EXERCISE PROMPT → Omit all images. Write out the rest of the material exactly.

===== GIVEN INFORMATION

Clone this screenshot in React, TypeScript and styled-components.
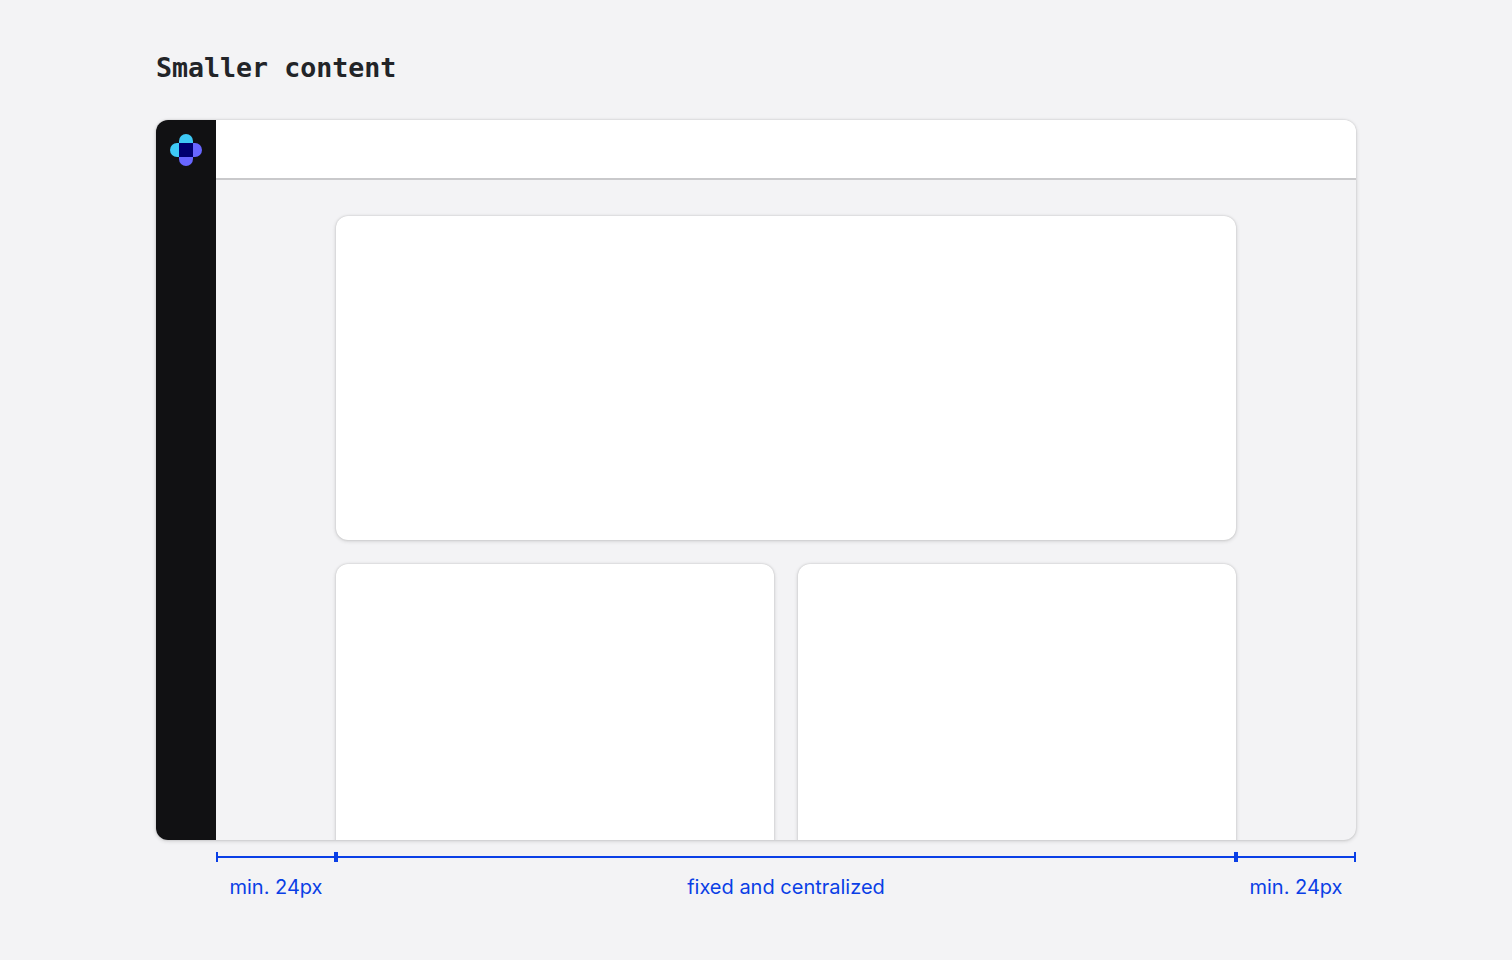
import React from "react";
import styled, { createGlobalStyle } from "styled-components";

const Global = createGlobalStyle`
  html, body { margin: 0; padding: 0; background: #f3f3f5; }
  #root { width: 1512px; height: 960px; overflow: hidden; }
`;

const Page = styled.main`
  width: 1512px;
  height: 960px;
  box-sizing: border-box;
  padding: 48px 156px 0;
  display: flex;
  flex-direction: column;
  background: #f3f3f5;
`;

const Title = styled.h1`
  margin: 0 0 48px;
  height: 24px;
  line-height: 39px;
  font-family: "DejaVu Sans Mono", "Liberation Mono", monospace;
  font-size: 26.62px;
  font-weight: 700;
  color: #222428;
  white-space: nowrap;
`;

const Frame = styled.section`
  height: 720px;
  display: flex;
  flex-shrink: 0;
  border-radius: 12px;
  overflow: hidden;
  background: #f3f3f5;
  box-shadow: 0 0 2px rgba(0, 0, 0, 0.16), 0 1px 4px rgba(0, 0, 0, 0.16);
`;

const Sidebar = styled.aside`
  width: 60px;
  flex-shrink: 0;
  background: #111113;
  display: flex;
  justify-content: center;
  padding-top: 14px;
  box-sizing: border-box;
`;

const LogoSlot = styled.div`
  height: 32px;
`;

const Main = styled.div`
  flex: 1;
  min-width: 0;
  display: flex;
  flex-direction: column;
`;

const Header = styled.header`
  height: 60px;
  flex-shrink: 0;
  box-sizing: border-box;
  background: #fff;
  border-bottom: 2px solid #c9c9cb;
`;

const Content = styled.div`
  flex: 1;
  min-height: 0;
  width: 900px;
  margin: 0 auto;
  padding-top: 36px;
  display: grid;
  grid-template-columns: 1fr 1fr;
  grid-template-rows: 324px 324px;
  gap: 24px;
`;

const Card = styled.div<{ $wide?: boolean }>`
  grid-column: ${(p) => (p.$wide ? "1 / -1" : "auto")};
  background: #fff;
  border-radius: 12px;
  box-shadow: 0 0 2px rgba(0, 0, 0, 0.16), 0 1px 4px rgba(0, 0, 0, 0.16);
`;

const Ruler = styled.div`
  margin: 10px 0 0 60px;
  height: 14px;
  display: flex;
  align-items: center;
`;

const Tick = styled.span<{ $thick?: boolean }>`
  width: ${(p) => (p.$thick ? 4 : 2)}px;
  height: 10px;
  flex-shrink: 0;
  background: #0a3fe6;
`;

const Line = styled.span<{ $w: number }>`
  width: ${(p) => p.$w}px;
  height: 2px;
  flex-shrink: 0;
  background: #0a3fe6;
`;

const Labels = styled.div`
  margin: 11px 0 0 60px;
  display: grid;
  grid-template-columns: 120px 900px 120px;
`;

const Label = styled.span`
  font-family: Inter, "Liberation Sans", sans-serif;
  font-size: 20px;
  line-height: 24px;
  color: #0a3fe6;
  text-align: center;
  white-space: nowrap;
`;

function Logo() {
  return (
    <svg width="32" height="32" viewBox="0 0 32 32" aria-label="logo">
      <path d="M9 9V7a7 7 0 0 1 14 0v2z" fill="#3ec9f5" />
      <path d="M9 9H7a7 7 0 0 0 0 14h2z" fill="#3ec9f5" />
      <path d="M23 9h2a7 7 0 0 1 0 14h-2z" fill="#6866ff" />
      <path d="M9 23h14v2a7 7 0 0 1-14 0z" fill="#6866ff" />
      <rect x="9" y="9" width="14" height="14" fill="#00006e" />
    </svg>
  );
}

export default function App() {
  return (
    <Page>
      <Global />
      <Title>Smaller content</Title>
      <Frame>
        <Sidebar>
          <LogoSlot>
            <Logo />
          </LogoSlot>
        </Sidebar>
        <Main>
          <Header />
          <Content>
            <Card $wide />
            <Card />
            <Card />
          </Content>
        </Main>
      </Frame>
      <Ruler>
        <Tick />
        <Line $w={116} />
        <Tick $thick />
        <Line $w={896} />
        <Tick $thick />
        <Line $w={116} />
        <Tick />
      </Ruler>
      <Labels>
        <Label>min. 24px</Label>
        <Label>fixed and centralized</Label>
        <Label>min. 24px</Label>
      </Labels>
    </Page>
  );
}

==========

RESULT →
Clone this screenshot in React, TypeScript and styled-components.
import React from "react";
import styled, { createGlobalStyle } from "styled-components";

const Global = createGlobalStyle`
  html, body { margin: 0; padding: 0; background: #f3f3f5; }
  #root { width: 1512px; height: 960px; overflow: hidden; }
`;

const Page = styled.main`
  width: 1512px;
  height: 960px;
  box-sizing: border-box;
  padding: 48px 156px 0;
  display: flex;
  flex-direction: column;
  background: #f3f3f5;
`;

const Title = styled.h1`
  margin: 0 0 48px;
  height: 24px;
  line-height: 39px;
  font-family: "DejaVu Sans Mono", "Liberation Mono", monospace;
  font-size: 26.62px;
  font-weight: 700;
  color: #222428;
  white-space: nowrap;
`;

const Frame = styled.section`
  height: 720px;
  display: flex;
  flex-shrink: 0;
  border-radius: 12px;
  overflow: hidden;
  background: #f3f3f5;
  box-shadow: 0 0 2px rgba(0, 0, 0, 0.16), 0 1px 4px rgba(0, 0, 0, 0.16);
`;

const Sidebar = styled.aside`
  width: 60px;
  flex-shrink: 0;
  background: #111113;
  display: flex;
  justify-content: center;
  padding-top: 14px;
  box-sizing: border-box;
`;

const LogoSlot = styled.div`
  height: 32px;
`;

const Main = styled.div`
  flex: 1;
  min-width: 0;
  display: flex;
  flex-direction: column;
`;

const Header = styled.header`
  height: 60px;
  flex-shrink: 0;
  box-sizing: border-box;
  background: #fff;
  border-bottom: 2px solid #c9c9cb;
`;

const Content = styled.div`
  flex: 1;
  min-height: 0;
  width: 900px;
  margin: 0 auto;
  padding-top: 36px;
  display: grid;
  grid-template-columns: 1fr 1fr;
  grid-template-rows: 324px 324px;
  gap: 24px;
`;

const Card = styled.div<{ $wide?: boolean }>`
  grid-column: ${(p) => (p.$wide ? "1 / -1" : "auto")};
  background: #fff;
  border-radius: 12px;
  box-shadow: 0 0 2px rgba(0, 0, 0, 0.16), 0 1px 4px rgba(0, 0, 0, 0.16);
`;

const Ruler = styled.div`
  margin: 10px 0 0 60px;
  height: 14px;
  display: flex;
  align-items: center;
`;

const Tick = styled.span<{ $thick?: boolean }>`
  width: ${(p) => (p.$thick ? 4 : 2)}px;
  height: 10px;
  flex-shrink: 0;
  background: #0a3fe6;
`;

const Line = styled.span<{ $w: number }>`
  width: ${(p) => p.$w}px;
  height: 2px;
  flex-shrink: 0;
  background: #0a3fe6;
`;

const Labels = styled.div`
  margin: 11px 0 0 60px;
  display: grid;
  grid-template-columns: 120px 900px 120px;
`;

const Label = styled.span`
  font-family: Inter, "Liberation Sans", sans-serif;
  font-size: 20px;
  line-height: 24px;
  color: #0a3fe6;
  text-align: center;
  white-space: nowrap;
`;

function Logo() {
  return (
    <svg width="32" height="32" viewBox="0 0 32 32" aria-label="logo">
      <path d="M9 9V7a7 7 0 0 1 14 0v2z" fill="#3ec9f5" />
      <path d="M9 9H7a7 7 0 0 0 0 14h2z" fill="#3ec9f5" />
      <path d="M23 9h2a7 7 0 0 1 0 14h-2z" fill="#6866ff" />
      <path d="M9 23h14v2a7 7 0 0 1-14 0z" fill="#6866ff" />
      <rect x="9" y="9" width="14" height="14" fill="#00006e" />
    </svg>
  );
}

export default function App() {
  return (
    <Page>
      <Global />
      <Title>Smaller content</Title>
      <Frame>
        <Sidebar>
          <LogoSlot>
            <Logo />
          </LogoSlot>
        </Sidebar>
        <Main>
          <Header />
          <Content>
            <Card $wide />
            <Card />
            <Card />
          </Content>
        </Main>
      </Frame>
      <Ruler>
        <Tick />
        <Line $w={116} />
        <Tick $thick />
        <Line $w={896} />
        <Tick $thick />
        <Line $w={116} />
        <Tick />
      </Ruler>
      <Labels>
        <Label>min. 24px</Label>
        <Label>fixed and centralized</Label>
        <Label>min. 24px</Label>
      </Labels>
    </Page>
  );
}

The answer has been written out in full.